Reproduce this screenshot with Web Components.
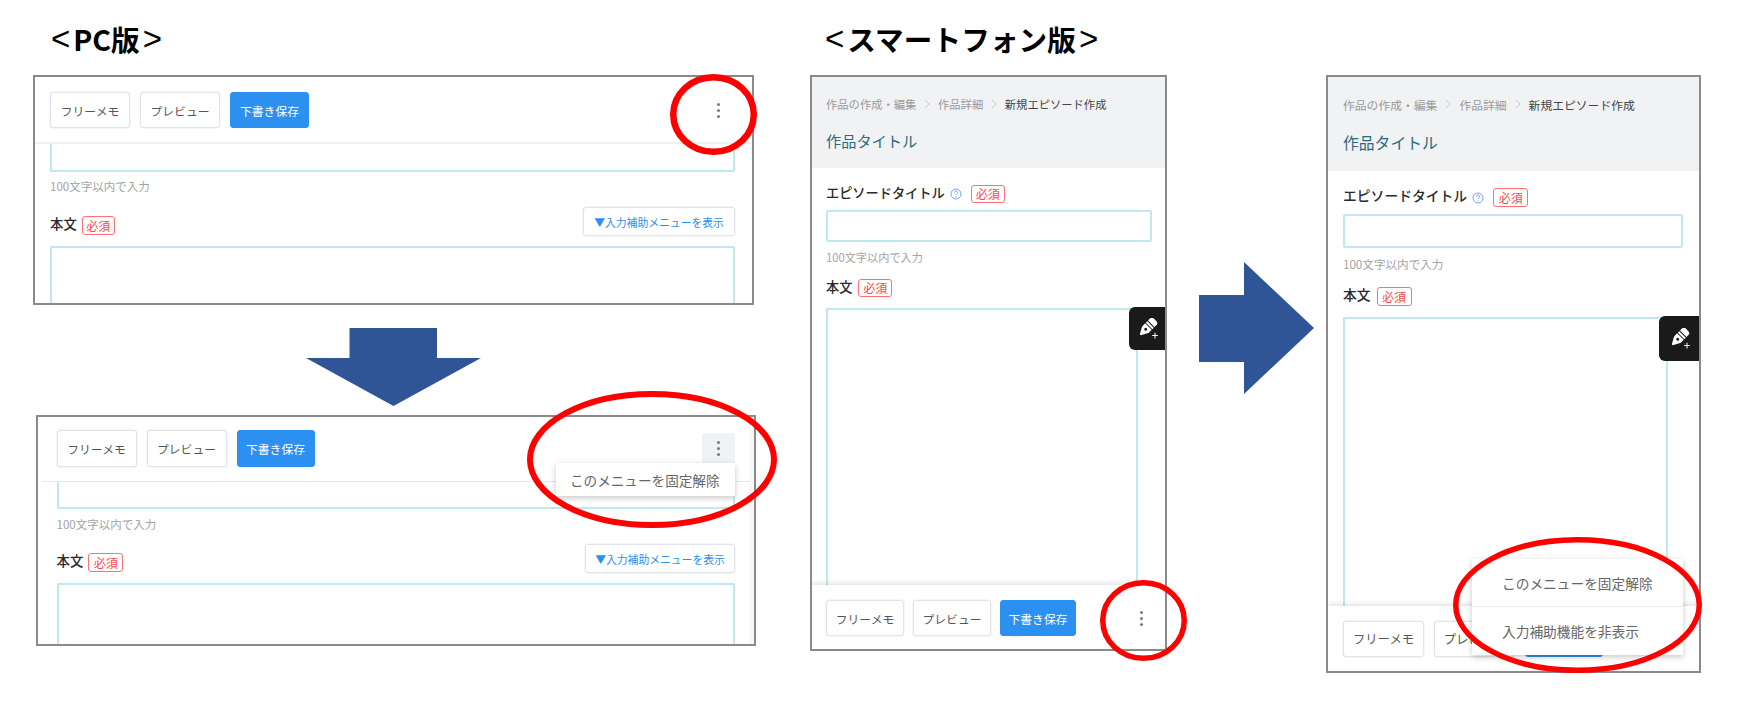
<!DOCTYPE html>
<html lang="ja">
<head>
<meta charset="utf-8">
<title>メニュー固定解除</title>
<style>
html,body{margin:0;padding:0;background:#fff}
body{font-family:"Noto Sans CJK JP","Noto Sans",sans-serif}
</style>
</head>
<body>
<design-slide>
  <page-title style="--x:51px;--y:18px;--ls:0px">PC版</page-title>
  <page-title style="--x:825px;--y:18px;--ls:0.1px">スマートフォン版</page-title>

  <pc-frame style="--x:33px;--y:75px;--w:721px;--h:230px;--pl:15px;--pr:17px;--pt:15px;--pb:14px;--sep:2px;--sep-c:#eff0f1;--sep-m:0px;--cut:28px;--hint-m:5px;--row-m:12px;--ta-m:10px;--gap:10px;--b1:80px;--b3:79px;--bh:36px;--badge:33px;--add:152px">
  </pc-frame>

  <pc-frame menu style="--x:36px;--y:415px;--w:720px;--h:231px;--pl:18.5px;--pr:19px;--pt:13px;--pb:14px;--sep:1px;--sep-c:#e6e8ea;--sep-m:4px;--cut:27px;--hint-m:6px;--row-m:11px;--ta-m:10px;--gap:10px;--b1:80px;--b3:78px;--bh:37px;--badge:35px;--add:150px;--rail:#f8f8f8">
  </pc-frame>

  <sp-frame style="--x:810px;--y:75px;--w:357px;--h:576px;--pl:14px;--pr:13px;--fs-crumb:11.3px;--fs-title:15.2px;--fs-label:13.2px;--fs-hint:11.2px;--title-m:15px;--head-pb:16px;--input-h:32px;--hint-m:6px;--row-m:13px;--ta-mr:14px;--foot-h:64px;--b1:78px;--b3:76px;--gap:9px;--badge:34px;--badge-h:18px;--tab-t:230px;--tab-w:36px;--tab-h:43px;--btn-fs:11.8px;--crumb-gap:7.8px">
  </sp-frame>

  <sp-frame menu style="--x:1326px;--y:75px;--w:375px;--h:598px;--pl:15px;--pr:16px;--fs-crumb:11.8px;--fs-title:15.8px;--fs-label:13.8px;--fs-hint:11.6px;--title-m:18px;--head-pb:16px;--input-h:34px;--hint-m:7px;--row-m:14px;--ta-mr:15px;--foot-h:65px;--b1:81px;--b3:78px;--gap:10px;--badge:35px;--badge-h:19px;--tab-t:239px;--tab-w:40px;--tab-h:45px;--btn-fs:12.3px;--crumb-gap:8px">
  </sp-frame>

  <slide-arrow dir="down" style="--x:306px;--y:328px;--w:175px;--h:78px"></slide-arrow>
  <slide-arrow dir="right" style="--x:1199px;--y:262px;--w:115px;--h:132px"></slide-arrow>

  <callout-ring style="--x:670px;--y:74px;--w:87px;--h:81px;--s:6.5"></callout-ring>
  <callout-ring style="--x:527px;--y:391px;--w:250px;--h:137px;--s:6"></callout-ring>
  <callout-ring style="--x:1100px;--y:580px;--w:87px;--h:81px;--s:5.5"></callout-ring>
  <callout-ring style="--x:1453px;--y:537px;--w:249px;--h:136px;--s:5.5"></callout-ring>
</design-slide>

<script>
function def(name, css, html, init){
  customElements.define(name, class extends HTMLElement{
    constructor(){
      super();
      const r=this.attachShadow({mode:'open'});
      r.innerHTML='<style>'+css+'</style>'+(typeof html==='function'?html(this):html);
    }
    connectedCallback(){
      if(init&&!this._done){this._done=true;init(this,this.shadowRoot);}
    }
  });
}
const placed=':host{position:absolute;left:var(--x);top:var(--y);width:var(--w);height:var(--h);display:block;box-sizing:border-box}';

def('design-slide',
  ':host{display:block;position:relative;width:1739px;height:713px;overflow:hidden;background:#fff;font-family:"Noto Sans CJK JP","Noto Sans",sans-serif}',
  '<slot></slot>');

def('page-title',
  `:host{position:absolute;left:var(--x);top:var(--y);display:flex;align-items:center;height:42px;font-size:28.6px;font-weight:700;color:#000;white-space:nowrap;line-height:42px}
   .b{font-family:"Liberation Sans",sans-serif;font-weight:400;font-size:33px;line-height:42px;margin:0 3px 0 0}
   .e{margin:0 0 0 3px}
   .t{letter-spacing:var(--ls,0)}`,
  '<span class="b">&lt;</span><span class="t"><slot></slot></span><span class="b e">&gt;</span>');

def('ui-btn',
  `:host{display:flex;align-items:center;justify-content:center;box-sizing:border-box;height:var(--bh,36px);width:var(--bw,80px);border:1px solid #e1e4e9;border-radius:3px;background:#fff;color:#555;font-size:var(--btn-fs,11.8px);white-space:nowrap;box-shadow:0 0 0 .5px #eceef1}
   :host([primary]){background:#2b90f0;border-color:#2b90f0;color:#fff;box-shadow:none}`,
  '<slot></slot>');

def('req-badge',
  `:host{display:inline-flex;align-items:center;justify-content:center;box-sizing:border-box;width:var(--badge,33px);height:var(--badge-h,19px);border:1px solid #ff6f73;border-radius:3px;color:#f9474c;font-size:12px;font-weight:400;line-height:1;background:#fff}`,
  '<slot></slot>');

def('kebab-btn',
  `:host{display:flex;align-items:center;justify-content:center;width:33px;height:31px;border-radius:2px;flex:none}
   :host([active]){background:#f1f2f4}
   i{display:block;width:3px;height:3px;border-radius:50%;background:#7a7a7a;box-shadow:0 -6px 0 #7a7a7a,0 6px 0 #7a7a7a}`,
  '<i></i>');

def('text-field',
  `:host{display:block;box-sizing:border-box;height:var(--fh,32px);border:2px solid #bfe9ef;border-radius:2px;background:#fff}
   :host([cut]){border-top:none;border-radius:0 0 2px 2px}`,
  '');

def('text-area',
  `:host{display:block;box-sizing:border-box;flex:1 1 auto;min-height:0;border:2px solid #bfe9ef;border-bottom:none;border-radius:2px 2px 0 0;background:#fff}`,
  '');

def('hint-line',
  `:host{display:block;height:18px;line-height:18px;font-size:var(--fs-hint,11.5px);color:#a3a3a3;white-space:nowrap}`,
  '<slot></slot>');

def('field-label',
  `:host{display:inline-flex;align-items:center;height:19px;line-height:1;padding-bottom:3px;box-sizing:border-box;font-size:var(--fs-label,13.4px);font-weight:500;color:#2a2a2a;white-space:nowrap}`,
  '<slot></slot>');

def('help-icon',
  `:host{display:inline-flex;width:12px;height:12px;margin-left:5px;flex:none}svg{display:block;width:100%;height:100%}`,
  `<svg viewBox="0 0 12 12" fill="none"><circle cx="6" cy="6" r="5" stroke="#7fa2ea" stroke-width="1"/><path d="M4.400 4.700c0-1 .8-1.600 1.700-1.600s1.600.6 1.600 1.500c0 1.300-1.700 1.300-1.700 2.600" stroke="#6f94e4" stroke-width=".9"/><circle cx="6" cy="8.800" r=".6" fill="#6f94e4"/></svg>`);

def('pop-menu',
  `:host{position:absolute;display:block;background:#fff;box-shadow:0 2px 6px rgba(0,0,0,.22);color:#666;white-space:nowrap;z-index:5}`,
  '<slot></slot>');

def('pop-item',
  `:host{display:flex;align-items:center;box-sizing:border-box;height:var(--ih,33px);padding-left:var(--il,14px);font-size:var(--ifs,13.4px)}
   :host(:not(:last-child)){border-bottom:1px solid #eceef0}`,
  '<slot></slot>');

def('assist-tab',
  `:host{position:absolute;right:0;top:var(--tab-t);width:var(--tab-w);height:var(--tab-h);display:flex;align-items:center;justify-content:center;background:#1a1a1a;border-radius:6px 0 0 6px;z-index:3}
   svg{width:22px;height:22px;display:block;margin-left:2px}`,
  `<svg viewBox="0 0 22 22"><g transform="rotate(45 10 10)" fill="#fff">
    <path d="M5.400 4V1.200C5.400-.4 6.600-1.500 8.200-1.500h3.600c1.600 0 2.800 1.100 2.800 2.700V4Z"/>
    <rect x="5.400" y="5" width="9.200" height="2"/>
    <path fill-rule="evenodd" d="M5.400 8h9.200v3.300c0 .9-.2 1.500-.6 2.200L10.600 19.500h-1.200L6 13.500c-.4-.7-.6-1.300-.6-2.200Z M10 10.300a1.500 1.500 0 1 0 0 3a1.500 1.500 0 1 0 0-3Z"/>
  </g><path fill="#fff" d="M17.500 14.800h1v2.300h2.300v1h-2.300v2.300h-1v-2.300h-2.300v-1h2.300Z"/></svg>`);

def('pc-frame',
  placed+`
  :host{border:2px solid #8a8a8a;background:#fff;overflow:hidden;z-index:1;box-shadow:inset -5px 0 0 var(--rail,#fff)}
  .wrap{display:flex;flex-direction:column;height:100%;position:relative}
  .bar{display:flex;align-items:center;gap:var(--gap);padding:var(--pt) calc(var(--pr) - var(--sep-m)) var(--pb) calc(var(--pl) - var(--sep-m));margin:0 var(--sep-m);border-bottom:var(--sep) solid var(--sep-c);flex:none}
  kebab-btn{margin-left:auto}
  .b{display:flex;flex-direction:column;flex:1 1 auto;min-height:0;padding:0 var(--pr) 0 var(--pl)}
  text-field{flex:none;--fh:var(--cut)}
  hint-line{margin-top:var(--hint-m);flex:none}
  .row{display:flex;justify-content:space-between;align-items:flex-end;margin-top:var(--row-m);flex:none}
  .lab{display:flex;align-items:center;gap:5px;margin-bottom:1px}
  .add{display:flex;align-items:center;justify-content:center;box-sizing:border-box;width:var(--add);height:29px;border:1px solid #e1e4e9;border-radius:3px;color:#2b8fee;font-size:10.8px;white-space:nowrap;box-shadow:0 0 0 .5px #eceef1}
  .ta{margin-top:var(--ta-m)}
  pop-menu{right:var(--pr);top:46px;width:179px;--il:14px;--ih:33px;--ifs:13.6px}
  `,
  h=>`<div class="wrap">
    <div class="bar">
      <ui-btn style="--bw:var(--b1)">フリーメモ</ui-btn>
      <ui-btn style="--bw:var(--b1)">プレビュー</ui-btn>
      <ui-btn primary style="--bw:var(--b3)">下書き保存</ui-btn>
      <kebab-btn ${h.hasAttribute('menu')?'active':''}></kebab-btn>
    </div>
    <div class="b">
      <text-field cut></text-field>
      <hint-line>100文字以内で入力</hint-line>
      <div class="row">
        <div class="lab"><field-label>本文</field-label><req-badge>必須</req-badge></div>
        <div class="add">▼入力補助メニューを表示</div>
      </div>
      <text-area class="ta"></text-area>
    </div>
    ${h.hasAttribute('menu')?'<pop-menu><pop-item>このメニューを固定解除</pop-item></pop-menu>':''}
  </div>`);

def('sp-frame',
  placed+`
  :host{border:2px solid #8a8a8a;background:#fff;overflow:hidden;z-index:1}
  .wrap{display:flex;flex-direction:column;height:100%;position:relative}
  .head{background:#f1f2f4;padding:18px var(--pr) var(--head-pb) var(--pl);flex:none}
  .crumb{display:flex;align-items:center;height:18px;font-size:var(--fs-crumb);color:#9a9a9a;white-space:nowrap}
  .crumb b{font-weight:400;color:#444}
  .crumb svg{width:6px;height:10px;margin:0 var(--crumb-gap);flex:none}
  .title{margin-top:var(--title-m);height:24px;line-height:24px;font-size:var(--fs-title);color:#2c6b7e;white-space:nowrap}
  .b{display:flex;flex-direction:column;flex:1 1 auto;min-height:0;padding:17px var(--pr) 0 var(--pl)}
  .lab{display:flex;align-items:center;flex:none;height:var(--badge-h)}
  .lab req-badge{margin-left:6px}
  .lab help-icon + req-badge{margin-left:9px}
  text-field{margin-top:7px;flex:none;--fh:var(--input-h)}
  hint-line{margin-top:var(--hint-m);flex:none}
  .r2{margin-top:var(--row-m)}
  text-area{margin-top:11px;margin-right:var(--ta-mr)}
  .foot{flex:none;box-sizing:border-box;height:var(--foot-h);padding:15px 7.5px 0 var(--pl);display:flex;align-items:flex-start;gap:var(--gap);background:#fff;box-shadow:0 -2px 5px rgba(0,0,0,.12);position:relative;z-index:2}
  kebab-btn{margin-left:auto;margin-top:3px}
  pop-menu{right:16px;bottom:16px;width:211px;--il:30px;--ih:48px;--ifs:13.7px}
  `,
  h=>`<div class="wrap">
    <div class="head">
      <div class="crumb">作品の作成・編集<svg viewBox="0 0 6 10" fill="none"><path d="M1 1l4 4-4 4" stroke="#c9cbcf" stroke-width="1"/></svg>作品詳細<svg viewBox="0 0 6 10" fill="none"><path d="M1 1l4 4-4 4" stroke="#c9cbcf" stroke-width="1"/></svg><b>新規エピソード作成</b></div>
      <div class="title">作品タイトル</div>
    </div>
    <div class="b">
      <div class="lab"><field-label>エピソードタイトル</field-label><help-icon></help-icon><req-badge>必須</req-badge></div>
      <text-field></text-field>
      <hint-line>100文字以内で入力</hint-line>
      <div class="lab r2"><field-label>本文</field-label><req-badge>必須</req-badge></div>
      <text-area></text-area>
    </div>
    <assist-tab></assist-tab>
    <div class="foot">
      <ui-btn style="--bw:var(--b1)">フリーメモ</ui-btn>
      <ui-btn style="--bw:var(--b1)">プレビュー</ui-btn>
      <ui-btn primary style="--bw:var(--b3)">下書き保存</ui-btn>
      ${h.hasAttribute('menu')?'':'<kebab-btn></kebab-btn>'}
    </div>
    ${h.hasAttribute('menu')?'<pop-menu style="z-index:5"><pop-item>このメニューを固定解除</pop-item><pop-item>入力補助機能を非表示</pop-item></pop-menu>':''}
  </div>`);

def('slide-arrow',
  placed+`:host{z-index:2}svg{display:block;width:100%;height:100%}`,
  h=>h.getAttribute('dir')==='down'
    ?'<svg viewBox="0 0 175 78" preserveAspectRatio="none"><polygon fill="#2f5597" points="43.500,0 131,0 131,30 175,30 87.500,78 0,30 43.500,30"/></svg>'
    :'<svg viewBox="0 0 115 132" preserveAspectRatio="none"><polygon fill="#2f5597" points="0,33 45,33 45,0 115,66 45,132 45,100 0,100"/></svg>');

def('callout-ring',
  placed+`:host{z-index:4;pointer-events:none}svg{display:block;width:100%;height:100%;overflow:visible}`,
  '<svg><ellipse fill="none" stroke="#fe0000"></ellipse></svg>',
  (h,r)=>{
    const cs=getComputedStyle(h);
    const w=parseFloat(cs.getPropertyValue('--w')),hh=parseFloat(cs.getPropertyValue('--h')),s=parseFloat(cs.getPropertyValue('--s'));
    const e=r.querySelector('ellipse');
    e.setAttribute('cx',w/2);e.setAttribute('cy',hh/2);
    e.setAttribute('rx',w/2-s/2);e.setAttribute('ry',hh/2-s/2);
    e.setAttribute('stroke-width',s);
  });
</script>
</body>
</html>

## [TO BE DONE]
In the listing above, find each line with the word "this" and copy it.

## [RESPONSE TO THE EXERCISE]
Reproduce this screenshot with Web Components.
      const r=this.attachShadow({mode:'open'});
      r.innerHTML='<style>'+css+'</style>'+(typeof html==='function'?html(this):html);
      if(init&&!this._done){this._done=true;init(this,this.shadowRoot);}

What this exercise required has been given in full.